Entries with page source code
"""

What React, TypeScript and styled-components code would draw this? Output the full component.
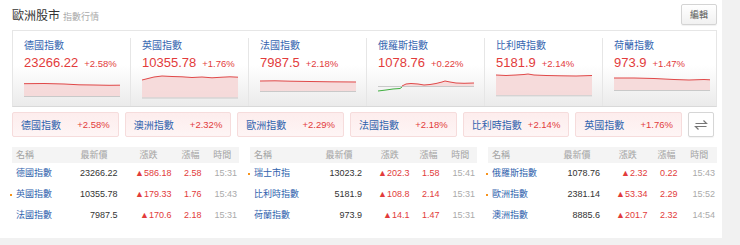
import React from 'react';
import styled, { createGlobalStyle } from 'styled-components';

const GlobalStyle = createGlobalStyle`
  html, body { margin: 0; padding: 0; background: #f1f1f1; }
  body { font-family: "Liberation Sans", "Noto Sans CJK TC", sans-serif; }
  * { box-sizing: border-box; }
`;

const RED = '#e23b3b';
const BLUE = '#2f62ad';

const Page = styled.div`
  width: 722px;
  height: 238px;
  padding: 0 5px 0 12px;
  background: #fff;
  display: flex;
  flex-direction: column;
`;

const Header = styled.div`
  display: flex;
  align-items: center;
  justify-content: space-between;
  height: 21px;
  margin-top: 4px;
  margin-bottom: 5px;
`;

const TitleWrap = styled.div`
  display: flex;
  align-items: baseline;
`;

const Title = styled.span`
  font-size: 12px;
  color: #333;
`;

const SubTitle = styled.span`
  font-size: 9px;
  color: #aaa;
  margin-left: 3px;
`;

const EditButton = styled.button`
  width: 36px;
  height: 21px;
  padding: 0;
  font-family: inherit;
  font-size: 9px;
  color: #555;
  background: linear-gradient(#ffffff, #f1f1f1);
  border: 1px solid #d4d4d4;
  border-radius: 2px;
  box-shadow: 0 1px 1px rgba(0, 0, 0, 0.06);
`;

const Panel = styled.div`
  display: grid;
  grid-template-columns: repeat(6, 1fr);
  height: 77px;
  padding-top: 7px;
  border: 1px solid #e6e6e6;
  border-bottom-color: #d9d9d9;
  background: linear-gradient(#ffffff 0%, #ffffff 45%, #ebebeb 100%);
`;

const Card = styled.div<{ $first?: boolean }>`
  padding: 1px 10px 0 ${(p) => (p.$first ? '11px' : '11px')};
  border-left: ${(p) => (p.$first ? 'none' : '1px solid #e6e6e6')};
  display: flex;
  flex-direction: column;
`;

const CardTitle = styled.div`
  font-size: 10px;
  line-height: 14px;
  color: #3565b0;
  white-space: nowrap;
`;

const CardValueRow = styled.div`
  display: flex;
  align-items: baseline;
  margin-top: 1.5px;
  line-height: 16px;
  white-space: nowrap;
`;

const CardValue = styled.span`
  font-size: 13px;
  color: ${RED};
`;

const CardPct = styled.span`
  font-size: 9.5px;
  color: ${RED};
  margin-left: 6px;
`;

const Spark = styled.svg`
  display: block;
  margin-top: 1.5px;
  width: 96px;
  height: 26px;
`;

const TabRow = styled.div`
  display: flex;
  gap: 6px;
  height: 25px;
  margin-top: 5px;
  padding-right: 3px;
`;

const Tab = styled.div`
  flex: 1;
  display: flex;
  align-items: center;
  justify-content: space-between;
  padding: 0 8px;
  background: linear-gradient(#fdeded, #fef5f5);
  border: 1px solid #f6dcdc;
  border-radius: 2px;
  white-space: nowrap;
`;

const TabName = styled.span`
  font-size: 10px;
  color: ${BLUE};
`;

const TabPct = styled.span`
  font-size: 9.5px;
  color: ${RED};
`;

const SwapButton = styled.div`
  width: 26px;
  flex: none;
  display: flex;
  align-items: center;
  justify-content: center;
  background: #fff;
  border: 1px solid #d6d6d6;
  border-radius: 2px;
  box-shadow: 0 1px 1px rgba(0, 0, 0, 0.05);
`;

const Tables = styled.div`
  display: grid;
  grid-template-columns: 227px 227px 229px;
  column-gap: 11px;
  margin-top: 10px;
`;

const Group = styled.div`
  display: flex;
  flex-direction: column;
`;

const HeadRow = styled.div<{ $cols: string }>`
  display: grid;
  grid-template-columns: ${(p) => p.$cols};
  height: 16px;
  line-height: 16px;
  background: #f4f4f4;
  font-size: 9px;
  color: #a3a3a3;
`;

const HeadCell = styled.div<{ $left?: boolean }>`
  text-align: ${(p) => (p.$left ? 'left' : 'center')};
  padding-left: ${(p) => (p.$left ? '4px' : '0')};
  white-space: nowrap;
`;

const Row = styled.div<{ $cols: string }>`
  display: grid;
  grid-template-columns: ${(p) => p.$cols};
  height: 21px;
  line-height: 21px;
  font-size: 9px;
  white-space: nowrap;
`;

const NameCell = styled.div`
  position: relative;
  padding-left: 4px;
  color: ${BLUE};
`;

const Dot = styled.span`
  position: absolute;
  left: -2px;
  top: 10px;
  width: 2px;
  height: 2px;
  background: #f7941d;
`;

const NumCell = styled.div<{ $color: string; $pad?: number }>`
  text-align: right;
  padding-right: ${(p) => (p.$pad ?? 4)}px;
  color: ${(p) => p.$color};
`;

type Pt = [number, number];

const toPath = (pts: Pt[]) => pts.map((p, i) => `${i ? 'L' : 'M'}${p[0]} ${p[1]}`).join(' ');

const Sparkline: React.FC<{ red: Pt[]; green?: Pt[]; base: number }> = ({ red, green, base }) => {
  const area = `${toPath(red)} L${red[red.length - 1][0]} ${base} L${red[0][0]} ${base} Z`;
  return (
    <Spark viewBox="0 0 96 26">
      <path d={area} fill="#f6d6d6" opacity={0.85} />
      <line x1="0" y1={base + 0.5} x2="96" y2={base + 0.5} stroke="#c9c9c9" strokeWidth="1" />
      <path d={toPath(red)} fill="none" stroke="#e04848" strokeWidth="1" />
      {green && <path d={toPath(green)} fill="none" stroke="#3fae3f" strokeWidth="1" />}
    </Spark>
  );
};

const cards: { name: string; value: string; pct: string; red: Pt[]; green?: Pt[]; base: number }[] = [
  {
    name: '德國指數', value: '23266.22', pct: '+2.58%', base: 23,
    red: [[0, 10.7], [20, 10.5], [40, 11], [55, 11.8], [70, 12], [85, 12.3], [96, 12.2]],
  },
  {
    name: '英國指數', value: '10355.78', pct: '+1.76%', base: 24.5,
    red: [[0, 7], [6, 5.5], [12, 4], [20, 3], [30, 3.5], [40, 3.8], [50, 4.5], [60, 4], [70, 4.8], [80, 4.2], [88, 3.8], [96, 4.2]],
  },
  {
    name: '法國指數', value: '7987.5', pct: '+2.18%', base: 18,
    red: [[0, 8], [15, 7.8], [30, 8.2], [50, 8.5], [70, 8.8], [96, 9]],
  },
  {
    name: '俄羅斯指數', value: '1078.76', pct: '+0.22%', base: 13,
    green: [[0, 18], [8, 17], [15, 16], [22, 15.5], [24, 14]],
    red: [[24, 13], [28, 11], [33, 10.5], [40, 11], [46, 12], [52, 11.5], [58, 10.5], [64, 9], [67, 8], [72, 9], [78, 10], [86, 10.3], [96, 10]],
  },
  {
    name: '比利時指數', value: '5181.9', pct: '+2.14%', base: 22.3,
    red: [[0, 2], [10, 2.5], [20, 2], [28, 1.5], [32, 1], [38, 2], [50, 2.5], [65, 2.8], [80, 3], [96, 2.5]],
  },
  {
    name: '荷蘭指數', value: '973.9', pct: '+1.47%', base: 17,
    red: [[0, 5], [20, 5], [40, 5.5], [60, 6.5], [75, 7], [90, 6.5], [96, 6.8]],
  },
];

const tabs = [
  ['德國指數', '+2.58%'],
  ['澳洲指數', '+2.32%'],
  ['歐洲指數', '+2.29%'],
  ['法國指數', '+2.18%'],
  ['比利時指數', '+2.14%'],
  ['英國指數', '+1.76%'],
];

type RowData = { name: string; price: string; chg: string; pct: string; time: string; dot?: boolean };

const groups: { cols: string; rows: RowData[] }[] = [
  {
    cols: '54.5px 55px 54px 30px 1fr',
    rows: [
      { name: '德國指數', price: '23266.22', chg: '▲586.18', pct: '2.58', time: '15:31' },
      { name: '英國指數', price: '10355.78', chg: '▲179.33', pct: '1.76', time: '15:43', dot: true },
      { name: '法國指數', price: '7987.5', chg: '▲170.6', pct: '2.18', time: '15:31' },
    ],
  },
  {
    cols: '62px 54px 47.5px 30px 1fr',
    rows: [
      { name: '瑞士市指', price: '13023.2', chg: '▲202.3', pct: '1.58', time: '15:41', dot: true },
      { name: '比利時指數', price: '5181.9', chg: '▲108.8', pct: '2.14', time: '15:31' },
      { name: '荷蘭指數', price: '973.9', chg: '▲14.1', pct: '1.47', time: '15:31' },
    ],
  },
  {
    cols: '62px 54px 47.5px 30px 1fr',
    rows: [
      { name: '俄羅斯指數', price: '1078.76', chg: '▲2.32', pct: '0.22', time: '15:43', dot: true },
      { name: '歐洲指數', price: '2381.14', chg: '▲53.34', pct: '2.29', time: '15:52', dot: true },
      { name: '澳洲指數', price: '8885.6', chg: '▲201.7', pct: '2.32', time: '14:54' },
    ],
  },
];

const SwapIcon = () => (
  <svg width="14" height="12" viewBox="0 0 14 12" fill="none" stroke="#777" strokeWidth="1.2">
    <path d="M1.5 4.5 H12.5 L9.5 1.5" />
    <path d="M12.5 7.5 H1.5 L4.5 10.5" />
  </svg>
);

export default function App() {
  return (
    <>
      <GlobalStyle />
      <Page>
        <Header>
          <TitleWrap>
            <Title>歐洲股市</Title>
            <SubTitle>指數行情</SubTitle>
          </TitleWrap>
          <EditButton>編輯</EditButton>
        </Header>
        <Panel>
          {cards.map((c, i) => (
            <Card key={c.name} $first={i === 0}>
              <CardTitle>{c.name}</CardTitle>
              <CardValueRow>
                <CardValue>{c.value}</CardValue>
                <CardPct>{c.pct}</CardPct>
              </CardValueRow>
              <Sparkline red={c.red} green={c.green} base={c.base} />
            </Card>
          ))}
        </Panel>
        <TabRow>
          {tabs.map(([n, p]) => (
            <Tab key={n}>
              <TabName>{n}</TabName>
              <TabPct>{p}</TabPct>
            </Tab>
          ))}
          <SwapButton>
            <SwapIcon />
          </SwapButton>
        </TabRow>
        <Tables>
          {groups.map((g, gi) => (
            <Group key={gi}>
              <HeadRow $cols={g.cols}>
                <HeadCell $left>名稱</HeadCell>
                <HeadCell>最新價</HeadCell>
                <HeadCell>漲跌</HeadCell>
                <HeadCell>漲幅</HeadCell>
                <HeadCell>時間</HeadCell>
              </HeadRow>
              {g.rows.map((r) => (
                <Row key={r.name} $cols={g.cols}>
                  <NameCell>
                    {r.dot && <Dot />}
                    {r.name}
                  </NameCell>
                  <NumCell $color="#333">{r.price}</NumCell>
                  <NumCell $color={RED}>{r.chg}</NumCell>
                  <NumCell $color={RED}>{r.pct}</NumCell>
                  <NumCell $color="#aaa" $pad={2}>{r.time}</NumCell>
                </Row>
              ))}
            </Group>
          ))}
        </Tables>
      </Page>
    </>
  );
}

"""
"""

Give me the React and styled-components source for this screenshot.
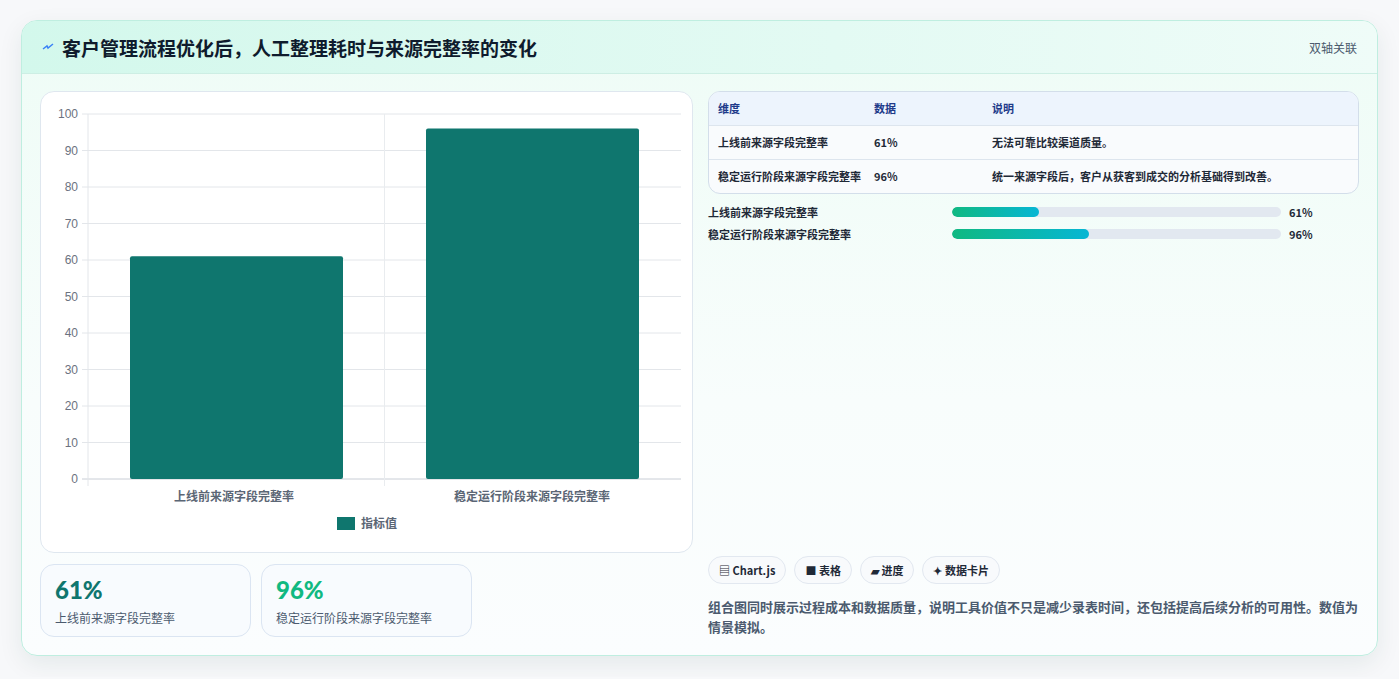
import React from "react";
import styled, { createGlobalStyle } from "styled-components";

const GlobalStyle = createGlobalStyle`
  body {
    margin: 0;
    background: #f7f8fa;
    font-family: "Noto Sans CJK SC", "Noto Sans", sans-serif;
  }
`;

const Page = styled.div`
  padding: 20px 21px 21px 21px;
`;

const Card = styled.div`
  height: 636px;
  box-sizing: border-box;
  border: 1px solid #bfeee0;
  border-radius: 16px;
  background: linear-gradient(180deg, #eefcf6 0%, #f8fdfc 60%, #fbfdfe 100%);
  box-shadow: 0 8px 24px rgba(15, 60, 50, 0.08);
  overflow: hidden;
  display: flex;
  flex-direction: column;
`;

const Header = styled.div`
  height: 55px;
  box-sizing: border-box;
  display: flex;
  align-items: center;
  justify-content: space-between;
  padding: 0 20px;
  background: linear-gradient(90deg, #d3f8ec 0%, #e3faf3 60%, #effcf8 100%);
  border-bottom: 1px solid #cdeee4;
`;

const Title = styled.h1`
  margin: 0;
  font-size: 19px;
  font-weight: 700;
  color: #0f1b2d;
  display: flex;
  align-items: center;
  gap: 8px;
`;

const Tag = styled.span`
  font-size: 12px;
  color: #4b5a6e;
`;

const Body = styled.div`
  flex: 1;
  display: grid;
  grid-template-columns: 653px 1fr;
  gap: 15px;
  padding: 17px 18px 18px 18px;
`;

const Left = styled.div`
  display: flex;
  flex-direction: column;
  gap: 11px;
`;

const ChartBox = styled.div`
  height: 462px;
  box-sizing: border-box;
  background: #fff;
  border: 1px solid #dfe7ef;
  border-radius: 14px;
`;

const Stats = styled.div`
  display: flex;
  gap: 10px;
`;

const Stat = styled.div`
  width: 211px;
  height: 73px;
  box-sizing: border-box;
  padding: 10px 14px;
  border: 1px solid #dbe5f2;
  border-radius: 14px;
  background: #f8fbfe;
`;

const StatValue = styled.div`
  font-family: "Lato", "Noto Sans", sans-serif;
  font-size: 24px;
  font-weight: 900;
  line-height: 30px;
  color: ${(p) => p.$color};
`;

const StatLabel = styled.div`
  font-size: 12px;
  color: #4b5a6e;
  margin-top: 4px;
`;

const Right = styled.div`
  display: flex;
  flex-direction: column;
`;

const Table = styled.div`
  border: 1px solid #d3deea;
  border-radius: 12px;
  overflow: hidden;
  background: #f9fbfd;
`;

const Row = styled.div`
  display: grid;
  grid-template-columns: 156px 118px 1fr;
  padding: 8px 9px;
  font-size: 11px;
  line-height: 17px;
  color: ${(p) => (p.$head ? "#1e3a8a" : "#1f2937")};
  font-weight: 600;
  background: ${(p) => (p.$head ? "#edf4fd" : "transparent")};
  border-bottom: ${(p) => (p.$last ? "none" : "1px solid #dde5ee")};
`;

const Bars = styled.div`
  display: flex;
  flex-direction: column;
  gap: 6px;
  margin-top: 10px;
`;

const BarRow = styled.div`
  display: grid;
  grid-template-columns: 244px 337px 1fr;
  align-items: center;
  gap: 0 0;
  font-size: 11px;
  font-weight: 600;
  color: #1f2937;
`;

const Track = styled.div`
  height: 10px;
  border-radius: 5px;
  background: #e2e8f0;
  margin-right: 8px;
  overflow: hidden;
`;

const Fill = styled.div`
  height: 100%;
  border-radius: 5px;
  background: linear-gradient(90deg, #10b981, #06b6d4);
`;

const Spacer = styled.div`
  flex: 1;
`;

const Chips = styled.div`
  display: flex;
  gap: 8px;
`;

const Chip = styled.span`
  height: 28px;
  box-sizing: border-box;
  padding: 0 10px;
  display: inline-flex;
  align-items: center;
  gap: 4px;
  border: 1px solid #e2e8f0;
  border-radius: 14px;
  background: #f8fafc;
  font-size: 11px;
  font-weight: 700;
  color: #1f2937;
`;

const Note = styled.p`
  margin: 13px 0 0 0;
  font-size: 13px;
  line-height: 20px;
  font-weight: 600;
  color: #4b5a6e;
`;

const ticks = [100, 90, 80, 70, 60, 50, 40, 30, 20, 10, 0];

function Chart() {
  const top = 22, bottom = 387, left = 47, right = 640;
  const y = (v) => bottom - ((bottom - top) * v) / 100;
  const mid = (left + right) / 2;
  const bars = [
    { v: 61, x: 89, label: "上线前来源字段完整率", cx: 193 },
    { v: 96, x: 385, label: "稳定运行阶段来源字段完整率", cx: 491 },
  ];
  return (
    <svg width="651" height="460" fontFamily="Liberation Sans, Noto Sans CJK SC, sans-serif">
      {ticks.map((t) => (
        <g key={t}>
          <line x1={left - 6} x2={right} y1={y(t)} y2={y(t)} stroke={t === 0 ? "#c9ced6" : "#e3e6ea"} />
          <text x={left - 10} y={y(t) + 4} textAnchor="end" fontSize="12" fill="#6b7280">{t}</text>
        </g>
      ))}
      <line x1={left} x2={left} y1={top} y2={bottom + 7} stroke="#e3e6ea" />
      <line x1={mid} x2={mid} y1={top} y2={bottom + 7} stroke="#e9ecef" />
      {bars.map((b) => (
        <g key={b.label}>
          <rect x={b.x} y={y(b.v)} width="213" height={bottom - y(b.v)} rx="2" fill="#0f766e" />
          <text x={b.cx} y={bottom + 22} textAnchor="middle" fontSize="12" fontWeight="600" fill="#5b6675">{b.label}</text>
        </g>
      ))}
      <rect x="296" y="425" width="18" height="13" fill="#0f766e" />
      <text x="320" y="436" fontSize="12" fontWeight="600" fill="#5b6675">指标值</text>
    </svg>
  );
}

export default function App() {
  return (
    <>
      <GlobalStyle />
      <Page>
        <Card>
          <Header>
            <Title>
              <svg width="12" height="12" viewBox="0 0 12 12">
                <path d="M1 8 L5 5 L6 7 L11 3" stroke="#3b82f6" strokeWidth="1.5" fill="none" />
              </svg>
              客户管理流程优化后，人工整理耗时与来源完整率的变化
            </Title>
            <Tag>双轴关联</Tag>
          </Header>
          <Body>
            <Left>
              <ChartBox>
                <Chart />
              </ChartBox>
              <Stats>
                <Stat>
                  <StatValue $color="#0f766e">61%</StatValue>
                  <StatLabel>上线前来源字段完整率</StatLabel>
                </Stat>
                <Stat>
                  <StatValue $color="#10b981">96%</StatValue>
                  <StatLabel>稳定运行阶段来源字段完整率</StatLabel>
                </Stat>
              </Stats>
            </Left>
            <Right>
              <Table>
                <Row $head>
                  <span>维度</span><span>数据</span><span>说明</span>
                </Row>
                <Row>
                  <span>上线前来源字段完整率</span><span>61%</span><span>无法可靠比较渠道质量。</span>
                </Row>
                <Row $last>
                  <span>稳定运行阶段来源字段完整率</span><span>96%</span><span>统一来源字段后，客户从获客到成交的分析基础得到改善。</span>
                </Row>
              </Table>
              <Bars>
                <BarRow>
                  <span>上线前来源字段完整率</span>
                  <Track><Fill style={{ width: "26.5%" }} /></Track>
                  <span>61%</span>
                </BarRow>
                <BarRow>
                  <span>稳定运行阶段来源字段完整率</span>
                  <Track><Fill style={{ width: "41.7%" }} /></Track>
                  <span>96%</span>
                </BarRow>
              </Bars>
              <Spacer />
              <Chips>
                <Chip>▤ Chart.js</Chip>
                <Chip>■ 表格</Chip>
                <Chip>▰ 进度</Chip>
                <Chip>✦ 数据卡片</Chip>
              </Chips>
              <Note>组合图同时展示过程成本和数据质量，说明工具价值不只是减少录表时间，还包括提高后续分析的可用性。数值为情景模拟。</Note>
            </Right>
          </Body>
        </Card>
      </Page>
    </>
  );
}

"""

WHAT YOU ARE ASKED TO DO: From the listing, copy each line containing the word "components".

REPLY TO THE TASK:
What React, TypeScript and styled-components code would draw this? Output the full component.
import styled, { createGlobalStyle } from 'styled-components';
Give me the React and styled-components source for this screenshot.
import styled, { createGlobalStyle } from "styled-components";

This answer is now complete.